Aixtron - one of a growing number of European businesses with cutting-edge technologies that have recently been targeted by a surge in Chinese overseas investment - provides a case study.
A university spinoff, it employs hundreds of highly skilled engineers and has a decades-long history of making the advanced tools needed to make semiconductors. Its systems can deposit layers of chemicals just atoms thick that grow the crystals needed to make chips and light-emitting diodes.
It was facing a broad slowdown in demand in 2015 when San'an Optoelectronics, based in the eastern Chinese city of Xiamen, cancelled a large order at the last minute.
The decision sent Aixtron's share price crashing. By May of this year, it had agreed to sell itself to a Chinese investment fund, Fujian Grand Chip.
Yet in a twist that shows the conflicting interests that can lurk behind Chinese deals, San'an has a number of connections to Fujian Grand Chip, including a common investor and an existing financial relationship.
Fujian Grand Chip is 51 per cent controlled by Liu Zhendong, a businessman the Mercator Institute said most likely had government connections but was otherwise hard to track. The rest is held by Xiamen Bohao, a local government investment fund that itself has links to San'an.
A financial filing showed that at the end of 2014, San'an owed Bohao 300 million renminbi, now worth about $45 million.

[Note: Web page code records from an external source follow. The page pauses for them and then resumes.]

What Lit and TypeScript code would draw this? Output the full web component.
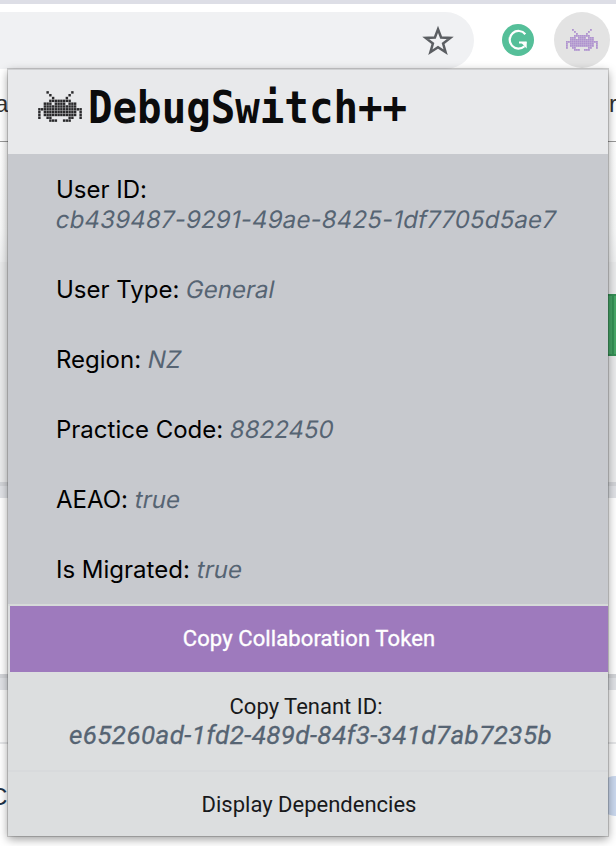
import { LitElement, html, css, svg } from "lit";
import { customElement, property } from "lit/decorators.js";

const INVADER = [
  "...#........#...",
  "....#......#....",
  ".....#....#.....",
  "....########....",
  "..###.####.###..",
  "..############..",
  "################",
  "#.############.#",
  "#.############.#",
  "#..##......##..#",
  "....###..###....",
];

@customElement("pixel-invader")
class PixelInvader extends LitElement {
  @property({ type: Number }) cell = 0.88;
  static styles = css`
    :host { display: block; }
    svg { display: block; width: 100%; height: 100%; fill: currentColor; }
  `;
  render() {
    return html`<svg viewBox="0 0 16 11" preserveAspectRatio="none">
      ${INVADER.flatMap((row, y) =>
        [...row].map((c, x) =>
          c === "#" ? svg`<rect x=${x + 0.06} y=${y + 0.06} width=${this.cell} height=${this.cell}></rect>` : null
        )
      )}
    </svg>`;
  }
}

@customElement("app-root")
class AppRoot extends LitElement {
  static styles = css`
    :host {
      display: block; position: relative; width: 616px; height: 846px; overflow: hidden;
      background: #fff; font-family: Inter, "Liberation Sans", sans-serif; color: #000;
    }
    * { box-sizing: border-box; }
    .page { display: flex; flex-direction: column; height: 846px; }
    .tabs { height: 4px; background: #dddee6; }
    .toolbar { height: 72px; padding-top: 8px; display: flex; align-items: flex-start; }
    .omnibox { width: 474px; height: 57px; border-radius: 0 29px 29px 0; background: #f0f1f3;
      display: flex; align-items: center; justify-content: flex-end; padding-right: 20px; }
    .star { width: 32px; height: 32px; display: block; }
    .gram { width: 32px; height: 32px; margin: 12px 20px 0 28px; display: block; }
    .ext { width: 56px; height: 56px; border-radius: 50%; background: #e3e3e3; display: flex; align-items: center; justify-content: center; }
    .ext pixel-invader { width: 32px; height: 22px; color: #a07cc9; }
    .strip { display: flex; justify-content: space-between; font: 24px/30px "Liberation Sans", sans-serif; color: #333; }
    .bar { height: 66px; border-bottom: 1px solid #999; padding-top: 13px; }
    .bar span:first-child { margin-left: -5px; }
    .bar span:last-child { width: 7px; white-space: nowrap; }
    .pale { height: 120px; background: linear-gradient(#fff, #f8f9f9 75%, #eff0f1); }
    .grey { height: 220px; background: #eaebec; padding-top: 32px; }
    .green { width: 9px; height: 62px; margin-left: auto; background: linear-gradient(90deg, #45a266 0 5px, #348f55 5px 7px, #48a868 7px);
      border: 2px solid #348f55; border-left: 0; border-right: 0; }
    .gap { height: 16px; background: #e0e2e6; border-top: 4px solid #d2d4d8; }
    .card { height: 176px; background: #fff; }
    .sub { height: 54px; border-bottom: 2px solid #e5e6e8; background: #fcfcfc; }
    .last { flex: 1; padding-top: 38px; color: #1e3347; }
    .last span { margin-left: -10px; }
    .blob { width: 30px; height: 40px; margin: -6px -14px 0 0; border-radius: 20px; background: #cbd9ef; }

    .popup { position: absolute; left: 8px; top: 69px; width: 600px; height: 767px; background: #dcdedf;
      box-shadow: 0 0 0 1px rgba(0,0,0,.16), 0 3px 9px rgba(0,0,0,.4); display: flex; flex-direction: column; }
    .head { height: 85px; background: #e8e9eb; display: flex; align-items: flex-start; padding: 21px 0 0 30px; border-top: 1px solid #d0d1d3; }
    .head pixel-invader { width: 44px; height: 31px; color: #29292b; }
    .title { margin: -11px 0 0 6px; font: bold 45px/56px "DejaVu Sans Mono", monospace; white-space: nowrap;
      transform: scaleX(.906); transform-origin: 0 0; color: #0b0b0c; }
    .info { height: 450px; background: #c7c9ce; padding: 21px 0 0 48px; display: flex; flex-direction: column; gap: 40px;
      font-size: 24px; line-height: 30px; white-space: nowrap; font-feature-settings: "calt" 0; }
    .value { display: inline-block; color: #566473; transform: skewX(-11deg); transform-origin: 0 70%; margin-left: -1px; }
    .uid { display: table; letter-spacing: .17px; }
    .actions { flex: 1; border-top: 2px solid #d6dad9; display: flex; flex-direction: column; font-family: Roboto, sans-serif;
      font-size: 22px; line-height: 28px; text-align: center; color: #18191b; }
    .copy { height: 66px; margin-left: 2px; background: #9e7abd; color: #fff; padding-top: 19px; -webkit-text-stroke: .35px #fff; letter-spacing: .1px; }
    .tenant { height: 100px; border-bottom: 2px solid #d8dadc; padding-top: 21px; }
    .tenant i { display: block; font-size: 26px; line-height: 29px; white-space: nowrap; color: #566473; -webkit-text-stroke: .3px #566473; letter-spacing: .4px; padding-left: 5px; }
    .tenant span { margin-right: 4px; }
    .deps { padding: 19px 0 0 2px; }
  `;
  render() {
    const rows = [["User Type:", "General"], ["Region:", "NZ"], ["Practice Code:", "8822450"], ["AEAO:", "true"], ["Is Migrated:", "true"]];
    return html`
      <div class="page">
        <div class="tabs"></div>
        <div class="toolbar">
          <div class="omnibox">
            <svg class="star" viewBox="0 0 32 32" fill="none" stroke="#5b5e62" stroke-width="2.5"><path d="M16 4.3 19.1 12.5 28.3 12.9 21.1 18.5 23.6 27.2 16 22.2 8.4 27.2 10.9 18.5 3.7 12.9 12.9 12.5Z"/></svg>
          </div>
          <svg class="gram" viewBox="0 0 32 32" fill="none" stroke="#fff" stroke-width="2.2"><circle cx="16" cy="16" r="16" fill="#55bf99" stroke="none"/><path d="M23.3 10.2A8.8 8.8 0 1 0 22.5 22.2M17 18.5H24.5"/><path d="M19 18.6 24.7 17.8 24.7 24.5Z" fill="#fff" stroke="none"/></svg>
          <div class="ext"><pixel-invader .cell=${0.8}></pixel-invader></div>
        </div>
        <div class="strip bar"><span>a</span><span>r</span></div>
        <div class="pale"></div>
        <div class="grey"><div class="green"></div></div>
        <div class="gap"></div>
        <div class="card"></div>
        <div class="gap"></div>
        <div class="sub"></div>
        <div class="strip last"><span>C</span><div class="blob"></div></div>
      </div>
      <div class="popup">
        <div class="head"><pixel-invader></pixel-invader><div class="title">DebugSwitch++</div></div>
        <div class="info">
          <div><span>User ID:</span><span class="value uid">cb439487-9291-49ae-8425-1df7705d5ae7</span></div>
          ${rows.map(([k, v]) => html`<div><span>${k}</span> <span class="value">${v}</span></div>`)}
        </div>
        <div class="actions">
          <div class="copy">Copy Collaboration Token</div>
          <div class="tenant"><span>Copy Tenant ID:</span><i>e65260ad-1fd2-489d-84f3-341d7ab7235b</i></div>
          <div class="deps">Display Dependencies</div>
        </div>
      </div>`;
  }
}
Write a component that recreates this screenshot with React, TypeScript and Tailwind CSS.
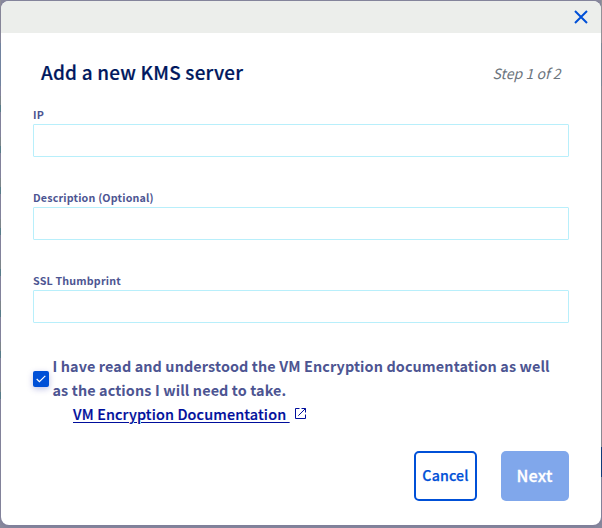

The following year, another filing showed Bohao owed San'an 240 million renminbi. While there is no explanation given for the fund flows, they appear to be related to financing provided to San'an by Bohao.
There are other links as well. Another state-run investment firm based in Xiamen holds stakes in both companies. And a broader national investment fund is providing a loan facility, through a subsidiary, for the takeover of Aixtron while holding a stake in San'an.
Just three days after the Aixtron bid was announced, a new company was registered at an address in Quanzhou along the Taiwan Strait. San'an was an investor in the company, and the address was the same as that listed by Fujian Grand Chip in its Aixtron offer.
The connections do not necessarily indicate wrongdoing. Still, they raise questions about the independence of Chinese companies that have been on a global high-tech spending binge.